The focus of this study is to develop a compressed binary matrix storage format that exploits the sparsity and structural regularities present in graph data. Unlike common sparse formats such as COO (Coordinate List) and CSR (Compressed Sparse Row), which focus solely on non-zero entries, the CBM format encodes row-to-row differences (deltas), reducing storage requirements while minimising computational overhead. An optimised CBMM kernel enables efficient matrix multiplication operations by improving performance on various HPC architectures.

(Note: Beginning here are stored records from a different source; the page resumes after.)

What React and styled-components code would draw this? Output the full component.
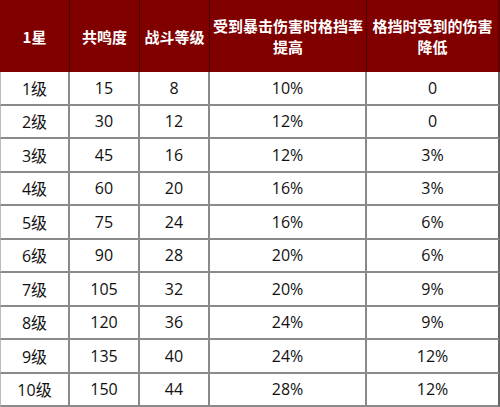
import React from "react";
import styled, { createGlobalStyle } from "styled-components";

const Global = createGlobalStyle`
  html, body { margin: 0; padding: 0; background: #fff; }
  body { font-family: "Open Sans", "Noto Sans CJK SC", "Noto Sans", sans-serif; }
`;

const Grid = styled.div`
  display: grid;
  width: 500px;
  height: 407px;
  grid-template-columns: 70px 70px 70px 157px 133px;
  grid-template-rows: 72px repeat(10, 1fr);
  box-sizing: border-box;
`;

const HeadCell = styled.div`
  background: #800000;
  color: #fff;
  font-family: "Noto Sans CJK SC", "Noto Sans", sans-serif;
  font-weight: 700;
  font-size: 15px;
  line-height: 21px;
  display: flex;
  align-items: center;
  justify-content: center;
  text-align: center;
  border-right: 1px solid #4a0000;
  padding: 0;
  box-sizing: border-box;
  &:nth-child(5) { border-right: 2px solid #600000; }
`;

const Cell = styled.div`
  display: flex;
  align-items: center;
  justify-content: center;
  font-size: 16px;
  color: #111;
  border-bottom: 2px solid #8a8a8a;
  border-right: 2px solid ${(p) => (p.$last ? "#666" : "#8a8a8a")};
  border-left: ${(p) => (p.$first ? "1px solid #bbb" : "none")};
  box-sizing: border-box;
`;

const headers = ["1星", "共鸣度", "战斗等级", "受到暴击伤害时格挡率提高", "格挡时受到的伤害降低"];
const rows = [
  ["1级", "15", "8", "10%", "0"],
  ["2级", "30", "12", "12%", "0"],
  ["3级", "45", "16", "12%", "3%"],
  ["4级", "60", "20", "16%", "3%"],
  ["5级", "75", "24", "16%", "6%"],
  ["6级", "90", "28", "20%", "6%"],
  ["7级", "105", "32", "20%", "9%"],
  ["8级", "120", "36", "24%", "9%"],
  ["9级", "135", "40", "24%", "12%"],
  ["10级", "150", "44", "28%", "12%"],
];

export default function App() {
  return (
    <>
      <Global />
      <Grid>
        {headers.map((h) => (
          <HeadCell key={h}>{h}</HeadCell>
        ))}
        {rows.map((r, i) =>
          r.map((c, j) => (
            <Cell key={i + "-" + j} $first={j === 0} $last={j === 4}>
              {c}
            </Cell>
          ))
        )}
      </Grid>
    </>
  );
}
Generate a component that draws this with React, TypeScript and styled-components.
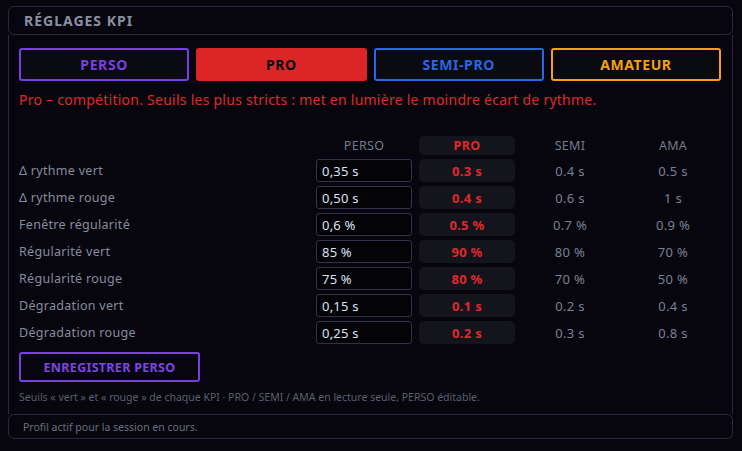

The advances in CBM4scale are expected to be seamlessly applicable to large-scale heterogeneous HPC architectures, providing commensurate performance gains. Preliminary evaluations predict at least a twofold speedup in both time and energy-to-solution metrics during the training phase and a threefold speedup during the inference phase on shared memory parallel systems compared to traditional sparse storage formats. By significantly enhancing the scalability and efficiency of GNN frameworks, CBM4Scale has the potential to enable unprecedented application scale and enable novel, previously unattainable use-case scenarios. Therefore, this innovation study shows how Graph Neural Networks deployed in AI-driven applications on European supercomputers can optimise their scalability.